There’s a way out of this box for chief strategists and other senior leaders, particularly CEOs, CFOs, and board members, whose roles are deeply intertwined with the formulation of strategy. The starting point should be thinking differently about what it means to develop great strategy: less time running the planning process and more time engaging broader groups inside and outside the company, going beyond templates and calendars, and mirroring the dynamism of the external environment.
But this isn’t enough. Achieving real impact today requires strategists to stretch beyond strategic planning to develop at least one of a few signature strengths. Several important facets of the strategist’s role emerged from our research, including reallocating corporate resources, building strategic capabilities at key places in the organization, identifying business-development opportunities, and generating proprietary insights on the basis of external forces at work and long-term market trends. A number of these roles are more appropriate for some strategists and organizations than for others. But the core notion of stretching and choosing is relevant for all.
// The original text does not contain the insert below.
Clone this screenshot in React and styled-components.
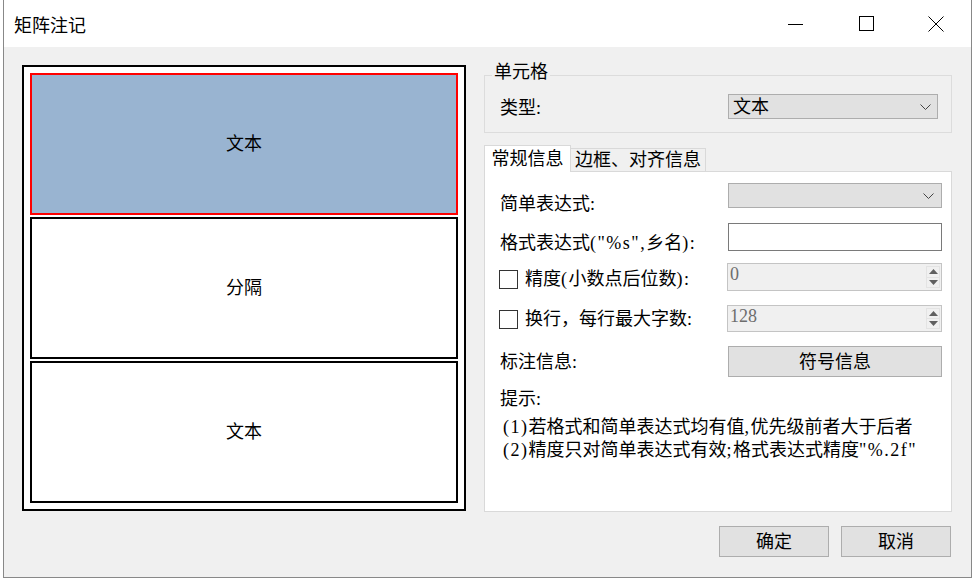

Developing signature strengths
Four years ago, executives around the world told us their companies were creating, by their own admission, substandard strategies.2 Only 35 percent were generating strategies that passed more than three of ten tests we use for measuring the likelihood that a given strategy would beat the market. And many respondents blamed the ineffectiveness of the annual strategic-planning processes for the state of their companies’ strategies.3
Since then we’ve sensed, in our work with a wide range of global organizations and strategists, a growing recognition that traditional strategic-planning processes are insufficient to absorb the shocks and disruptions characterizing their markets and to stimulate the ongoing deliberation that a top-management team requires. Increasingly, they recognize a need to rethink their approach to strategic planning and to embrace a more frequent strategic dialogue involving a focused group of senior executives.4 Effective organizations seem to be transforming strategy development into an ongoing process of ad hoc, topic-specific leadership conversations and budget-reallocation meetings conducted periodically throughout the year. Some organizations have even instituted a more broadly democratic process that pulls in company-wide participation through social-technology and game-based strategy development.5
These experiences are consistent with our own findings. We’ve found that companies that consider themselves “very effective developers of strategy,” and that enjoy higher profitability than their competitors, for example, are twice as likely to review strategy on an ongoing basis (as opposed to say annually or every three to five years). They are, for instance, twice as likely to have a corporate-strategy process that goes beyond the aggregation of business-unit strategies.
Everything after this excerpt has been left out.